Fières comme Artaban, quelques-unes pas plus hautes qu’une botte, elles s’en vont à petits pas pour bien montrer que rien ne les presse. En nombre, elles se croient chez elles. Elles sont chez elles, en effet. La rue, entre onze heures et midi, appartient à la friquette, de même que l’aire aux friquets lorsque les batteurs sont partis.

Nulle préoccupation d’arriver vite comme le matin, ni de se donner un air d’importance comme le soir.

En cheveux — un chapeau est trop long à mettre, et puis, on en met pas un chapeau pour aller au restaurant — en cheveux et en taille aussi, la friquette, sur sa robe noire, a gardé le tablier bariolé de brins de soie multicolores, que rattache par derrière une agrafe en métal à jour. Entre onze heures et midi, l’agrafe du tablier est le seul bijou de la friquette.

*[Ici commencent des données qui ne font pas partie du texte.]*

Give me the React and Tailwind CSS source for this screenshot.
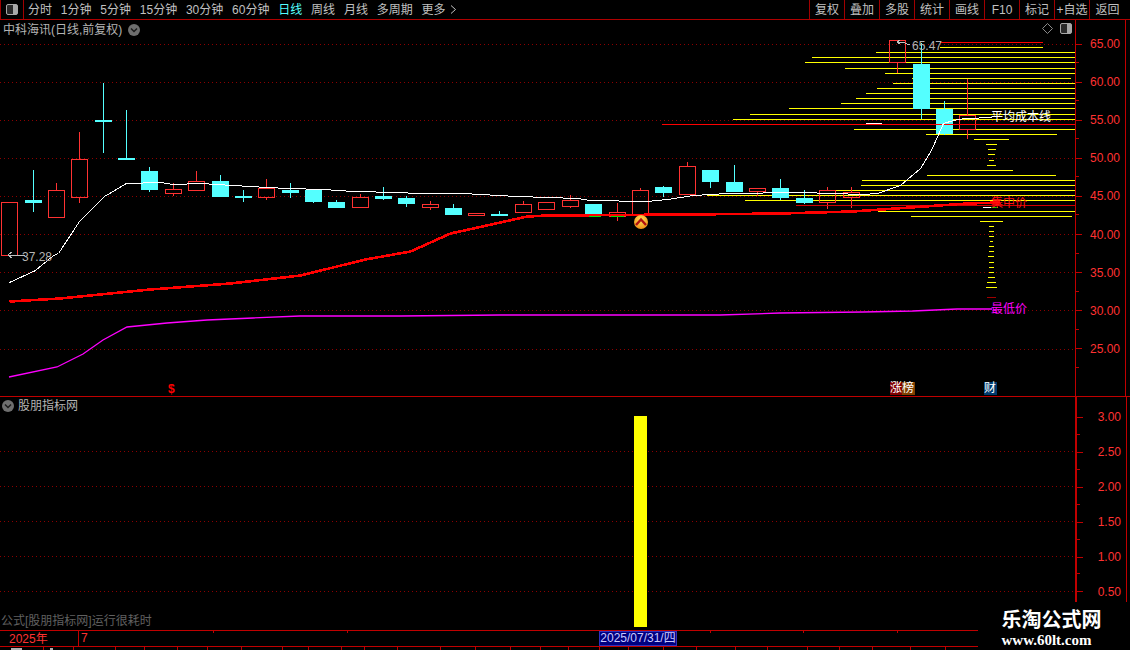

Et, maintenant, pour peu que « deux de café » ait surexcité sa gaieté, garez-vous d’elle ! La friquette, sans être méchante, se rit volontiers des passants.

N’allez pas surtout faire le galant ; un regard méprisant, tombé de haut, foudroierait sur place l’infortuné qui, sottement, s’est trompé d’heure.

Car, le matin, plus souvent peut-être le soir, quand les cafés illuminés, les restaurants pleins de dîneurs, les bals qui grondent, les théâtres qui flamboient, les boutiques de joailliers éblouissantes sous le gaz, semblent se conjurer pour la perdition des âmes ; et le samedi surtout, si à tant de séductions s’ajoute encore le mirage d’un dimanche tout à la joie sur les rives d’un fleuve clair retentissant de mirlitons et suavement embaumé de fritures, il n’est pas sans exemple, paraît-il, qu’une friquette ait écouté, en fille d’Ève, les paroles du tentateur.

Mais, entre onze et midi, jamais ! Entre onze et midi, on est vertueuse ; et Don Juan lui-même, s’il essayait de changer cela, perdrait sa peine. Or, comme je ne suis pas Don Juan…

Mais l’ami arrive, il me secoue.

— Je crois, ma foi, que tu rêvais.

— En effet, je rêvais d’oiseaux, m’étant endormi à t’attendre… Où déjeune-t-on ?

— Près de l’Odéon, suivant l’usage.

Et comme, de nouveau, il faut traverser le Luxembourg, j’éprouve près de la fontaine Médicis cette surprise et cette joie de voir toute une bande de friquettes qui, leurs poches pleines de brioches, donnaient à manger aux friquets.